A mainstream infrared gas analyzer of the type described in the aforementioned Yelderman et al. patents requires the optical and electronic components to be physically connected to the patient's airway or respiratory circuit. As a result, a mainstream gas analyzer may be subjected to mechanical abuse and temperature variations when in use. A sidestream configuration, on the other hand, allows the optical components to be remotely located from the patient's respiratory circuit so that the optical and electronic components (i.e., the optical bench) can be protected by a fixed, temperature controlled housing. Thus, while a mainstream configuration has the advantage of reduced complexity, sidestream configurations are often desired since they have the advantage of protection from damage and thermal gradients.

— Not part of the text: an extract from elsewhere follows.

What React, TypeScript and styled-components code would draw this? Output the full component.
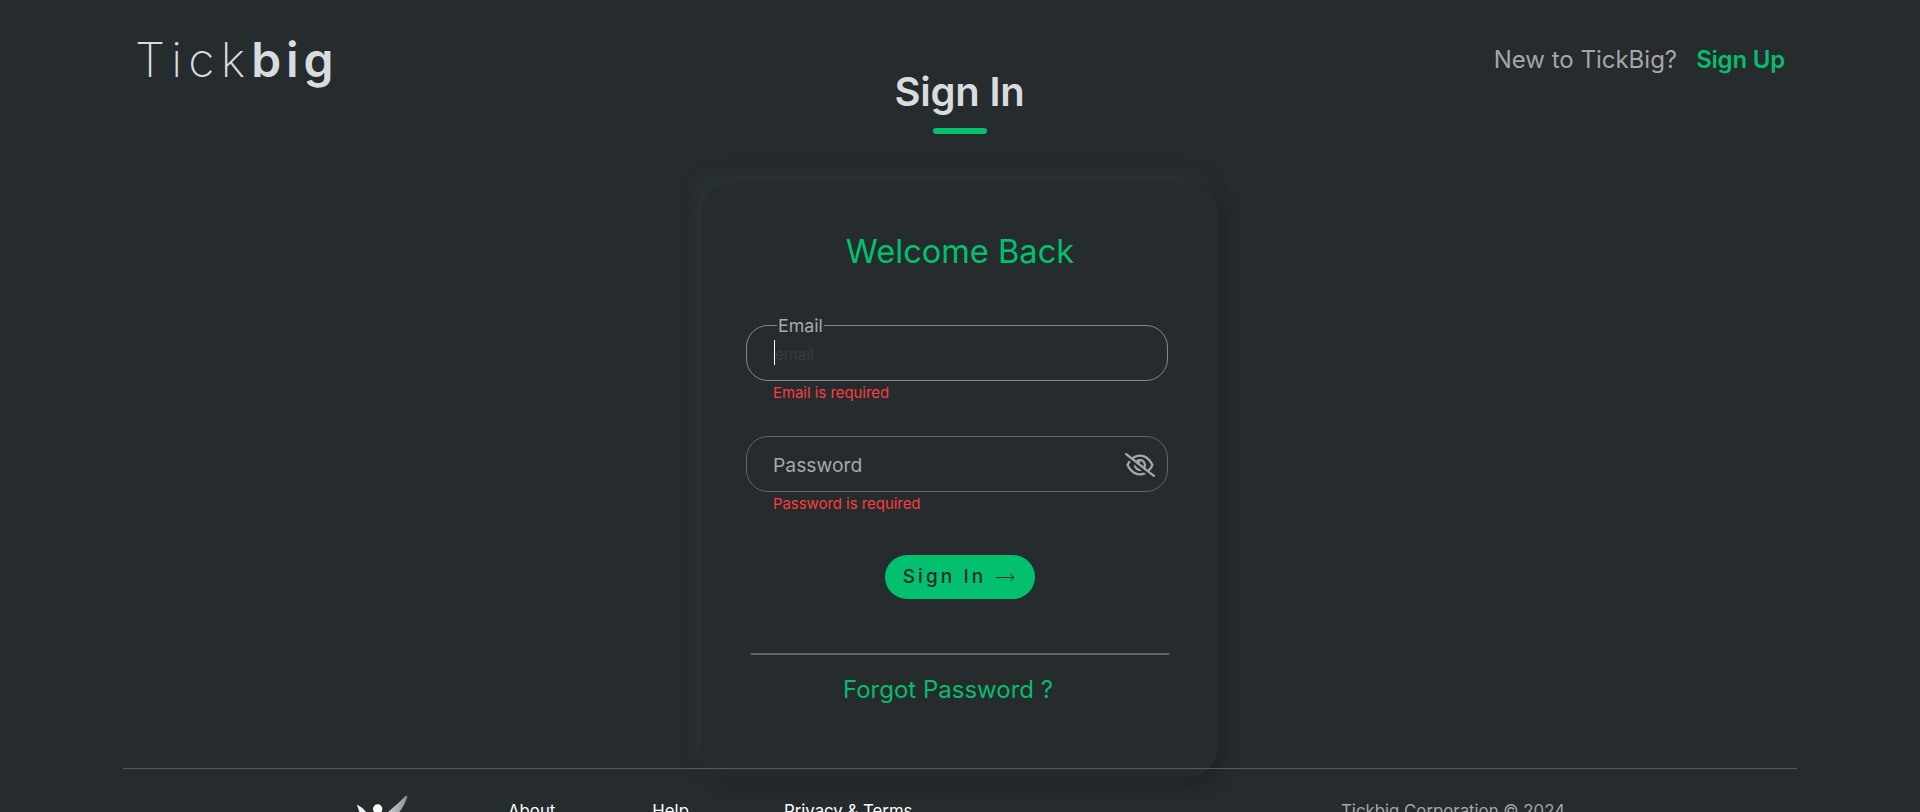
import React from "react";
import styled, { createGlobalStyle } from "styled-components";
import { FaRegEyeSlash } from "react-icons/fa6";

const GlobalStyle = createGlobalStyle`
  * { box-sizing: border-box; }
  body {
    margin: 0;
    background: #262b2d;
    color: #d9dcde;
    font-family: Inter, "Liberation Sans", sans-serif;
    overflow: hidden;
  }
`;

const Page = styled.div`
  height: 812px;
  overflow: hidden;
  display: flex;
  flex-direction: column;
`;

const Header = styled.header`
  display: flex;
  justify-content: space-between;
  align-items: center;
  height: 68px;
  padding: 52px 135px 0 135px;
  flex: none;
`;

const Logo = styled.div`
  font-size: 48px;
  font-weight: 200;
  letter-spacing: 6.2px;
  line-height: 60px;
`;

const LogoStrong = styled.span`
  font-weight: 600;
  letter-spacing: 4.8px;
`;

const Prompt = styled.div`
  display: flex;
  gap: 19px;
  font-size: 24px;
  line-height: 30px;
  color: #a6a6a6;
`;

const SignUpLink = styled.a`
  color: #07bc6c;
  font-weight: 600;
  letter-spacing: -0.2px;
`;

const Main = styled.main`
  flex: none;
  height: 700px;
  display: flex;
  flex-direction: column;
  align-items: center;
`;

const Title = styled.h1`
  margin: 0;
  font-size: 40px;
  font-weight: 600;
  line-height: 48px;
  letter-spacing: -0.2px;
  padding-right: 1px;
`;

const TitleBar = styled.div`
  flex: none;
  width: 54px;
  height: 6px;
  margin-top: 12px;
  border-radius: 3px;
  background: #03c06f;
`;

const Card = styled.section`
  flex: none;
  width: 516px;
  height: 595px;
  margin-top: 48px;
  padding: 49px 44px 0;
  border-radius: 30px;
  background: #262b2d;
  box-shadow: 6px 6px 14px #202425, -6px -6px 16px #2c3638;
`;

const Welcome = styled.h2`
  margin: 0 0 54px;
  font-size: 32.6px;
  font-weight: 400;
  line-height: 40px;
  text-align: center;
  color: #03c06f;
`;

const Field = styled.div<{ $active?: boolean }>`
  position: relative;
  display: flex;
  align-items: center;
  justify-content: space-between;
  width: 422px;
  height: 56px;
  padding: 0 12px 0 26px;
  border: 1px solid ${(p) => (p.$active ? "#858788" : "#656565")};
  border-radius: 22px;
  color: #a6a9aa;
  font-size: 19.3px;
`;

const FieldText = styled.span`
  padding-top: 1px;
`;

const FloatingLabel = styled.label`
  position: absolute;
  top: -12px;
  left: 30px;
  padding: 0 1px;
  background: #262b2d;
  font-size: 17.8px;
  line-height: 24px;
`;

const Placeholder = styled.span`
  height: 25px;
  margin: 0 0 1px 1px;
  border-left: 1px solid #ffffff;
  color: #363b3d;
  font-size: 15.6px;
  line-height: 30px;
  letter-spacing: -0.1px;
`;

const EyeToggle = styled(FaRegEyeSlash)`
  width: 30px;
  height: 24px;
  margin-top: 2px;
`;

const ErrorText = styled.p`
  margin: 0 0 33px;
  padding: 2px 0 0 27px;
  color: #fb3d3d;
  font-size: 14.9px;
  line-height: 20px;
`;

const SubmitButton = styled.button`
  display: flex;
  align-items: center;
  justify-content: center;
  gap: 10px;
  width: 150px;
  height: 44px;
  margin: 41px auto 0;
  padding: 0 2px 0 0;
  border: 0;
  border-radius: 22px;
  background: #03c06f;
  color: #262b2d;
  font: 500 19px Inter, sans-serif;
  letter-spacing: 3.1px;
`;

const ButtonText = styled.span`
  padding-bottom: 2px;
`;

const Divider = styled.hr`
  width: 418px;
  height: 2px;
  margin: 54px 0 0 5px;
  border: 0;
  background: #656565;
`;

const ForgotLink = styled.a`
  display: block;
  margin: 20px 24px 0 0;
  text-align: center;
  color: #07bc6c;
  font-size: 24px;
  line-height: 30px;
`;

const Footer = styled.footer`
  position: relative;
  flex: none;
  display: flex;
  height: 90px;
  margin: 0 123px;
  padding: 27px 0 0 233px;
  border-top: 1px solid #555a5c;
  color: #ffffff;
  font-size: 16.8px;
  line-height: 30px;
`;

const Emblem = styled.svg`
  flex: none;
  width: 52px;
  height: 40px;
`;

const FooterLink = styled.a<{ $gap: number }>`
  margin-left: ${(p) => p.$gap}px;
`;

const Copyright = styled.span`
  margin-left: auto;
  margin-right: 232px;
  color: #a6a6a6;
`;

export default function App() {
  return (
    <Page>
      <GlobalStyle />
      <Header>
        <Logo>
          Tick<LogoStrong>big</LogoStrong>
        </Logo>
        <Prompt>
          <span>New to TickBig?</span>
          <SignUpLink>Sign Up</SignUpLink>
        </Prompt>
      </Header>
      <Main>
        <Title>Sign In</Title>
        <TitleBar />
        <Card>
          <Welcome>Welcome Back</Welcome>
          <Field $active>
            <FloatingLabel>Email</FloatingLabel>
            <Placeholder>email</Placeholder>
          </Field>
          <ErrorText>Email is required</ErrorText>
          <Field>
            <FieldText>Password</FieldText>
            <EyeToggle />
          </Field>
          <ErrorText>Password is required</ErrorText>
          <SubmitButton>
            <ButtonText>Sign In</ButtonText>
            <svg width="19" height="8" viewBox="0 0 19 8" fill="none" stroke="currentColor">
              <path d="M0 4.5H18M14 1L18 4.5L14 8" />
            </svg>
          </SubmitButton>
          <Divider />
          <ForgotLink>Forgot Password ?</ForgotLink>
        </Card>
      </Main>
      <Footer>
        <Emblem viewBox="0 0 52 40">
          <defs>
            <linearGradient id="wing" x1="0" x2="1">
              <stop offset="0" stopColor="#e4e4e4" />
              <stop offset="1" stopColor="#8b8d8e" />
            </linearGradient>
          </defs>
          <path d="M1 8.5Q8 12 13 20L22 40Q6 28 1 8.5Z" fill="#f4f4f4" />
          <circle cx="21.7" cy="13" r="4.7" fill="#fff" />
          <path d="M52 -2.5Q50 8 42.5 17L24 40L27 20Q41 9 52 -2.5Z" fill="url(#wing)" />
        </Emblem>
        <FooterLink $gap={100}>About</FooterLink>
        <FooterLink $gap={97}>Help</FooterLink>
        <FooterLink $gap={95}>Privacy &amp; Terms</FooterLink>
        <Copyright>Tickbig Corporation © 2024</Copyright>
      </Footer>
    </Page>
  );
}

Conventional sidestream optical benches use infrared detectors which must be stabilized by mechanical chopping techniques. As just noted, conventional sidestream optical benches also require accurate temperature control of the detector environment to assure stability. For example, such a conventional sidestream infrared gas analyzer is disclosed by McClatchie et al. in U.S. Pat. No. 4,177,381. McClatchie et al. therein describe an infrared gas analyzer which utilizes mechanical choppers and temperature controllers in their measurements. McClatchie et al. also utilize a sample cell which directs the air therein so as to prevent direct impingement of oils, particulate matter and other contaminants onto the infrared transparent windows so as to prevent contamination of the windows. Unfortunately, this system is quite complex and expensive and relatively unreliable because of the numerous mechanical elements. A simpler, more reliable sidestream gas analyzer is desired.
Accordingly, an infrared gas analyzer in a sidestream configuration is desired which includes an optically stabilized detector having no moving parts, requiring no temperature control, consuming little power and having a reduced cost, thereby overcoming the problems of conventional sidestream configurations. The present invention has been designed to meet these needs.